Admittedly, I’m not a geologist nor have I been down to North Dakota to evaluate MVW’s wells. But the actions of the people around MVW are what I believe to be the most compelling reasons to invest in the company.

First, you’re investing in a family with 3 generations of history in the Montana oil and gas business. This is appealing as you can be sure you are investing with an operation with local connections and local knowledge. More importantly, they didn’t just come to the Bakken once the good times hit and likely have a reputation that they have an interest in maintaining.

Second, you’re investing with other shareholders in Carter and Jim with extensive local knowledge. In particular, Jim connections in the region via his infrastructure business and his subsequent investment demonstrate his confidence in the projects and the Montalbans.

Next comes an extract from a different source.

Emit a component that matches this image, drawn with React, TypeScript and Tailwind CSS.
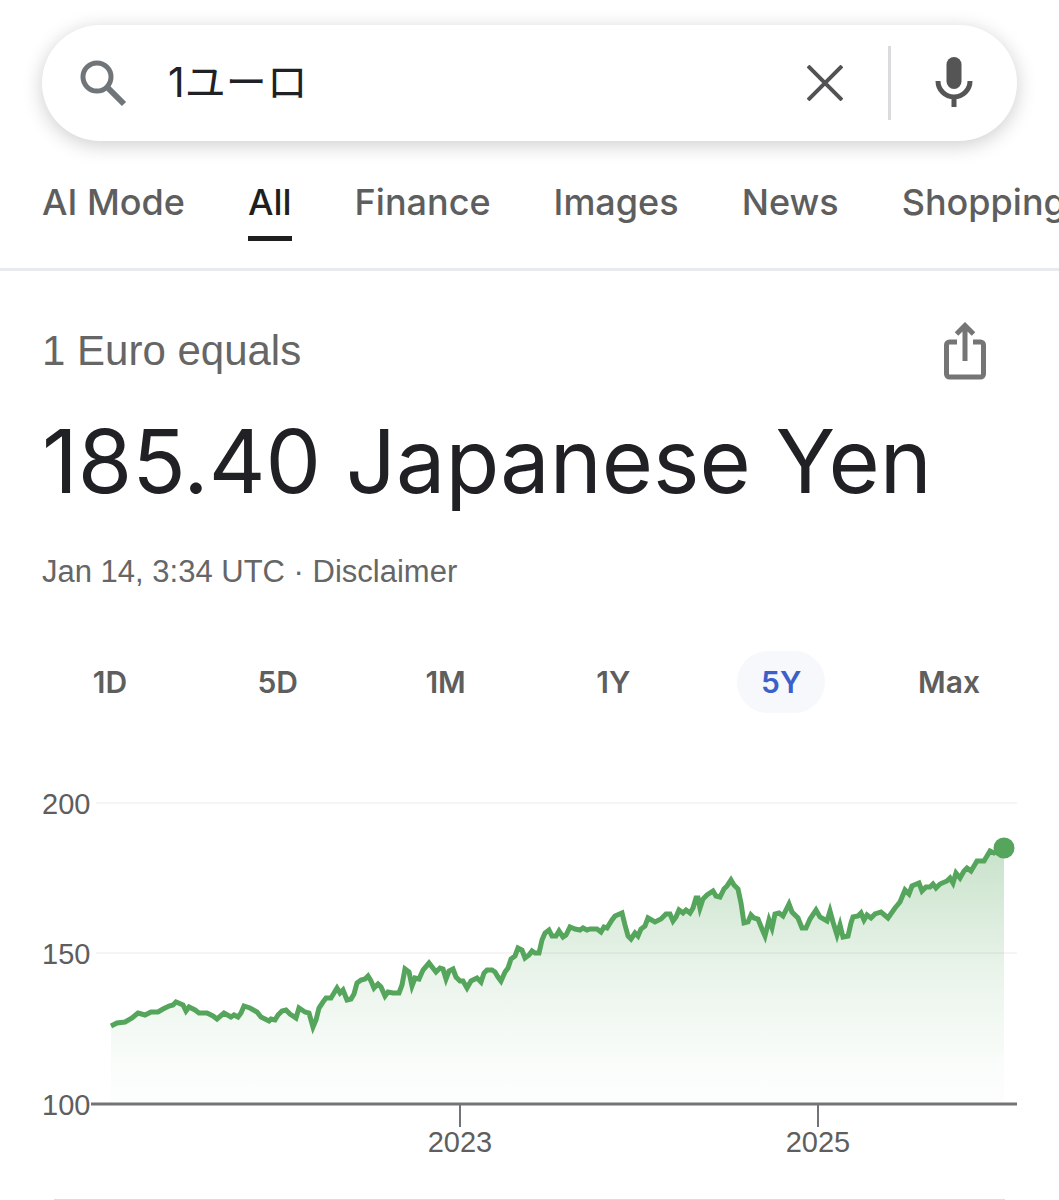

Third, you’re investing in a story that is just getting started. With only 3 oil wells drilled in the 12 Gage Project and 18 to go, there is plenty of upside left in that property, and another approximately 18,000 acres of future potential upside. This large development potential makes this company particularly attractive to a major. Keep in mind, hydraulic fracking is much less speculative than what oil drilling has traditionally been, with 99% of rigs hitting oil and nine out of ten wells making money.

There are of courses risks with MVW. Oil prices could be hit with a downward shock or their wells could come up empty, among other events. But in terms of a calculated risk, I believe MVW offers a superior opportunity to invest in the Bakken.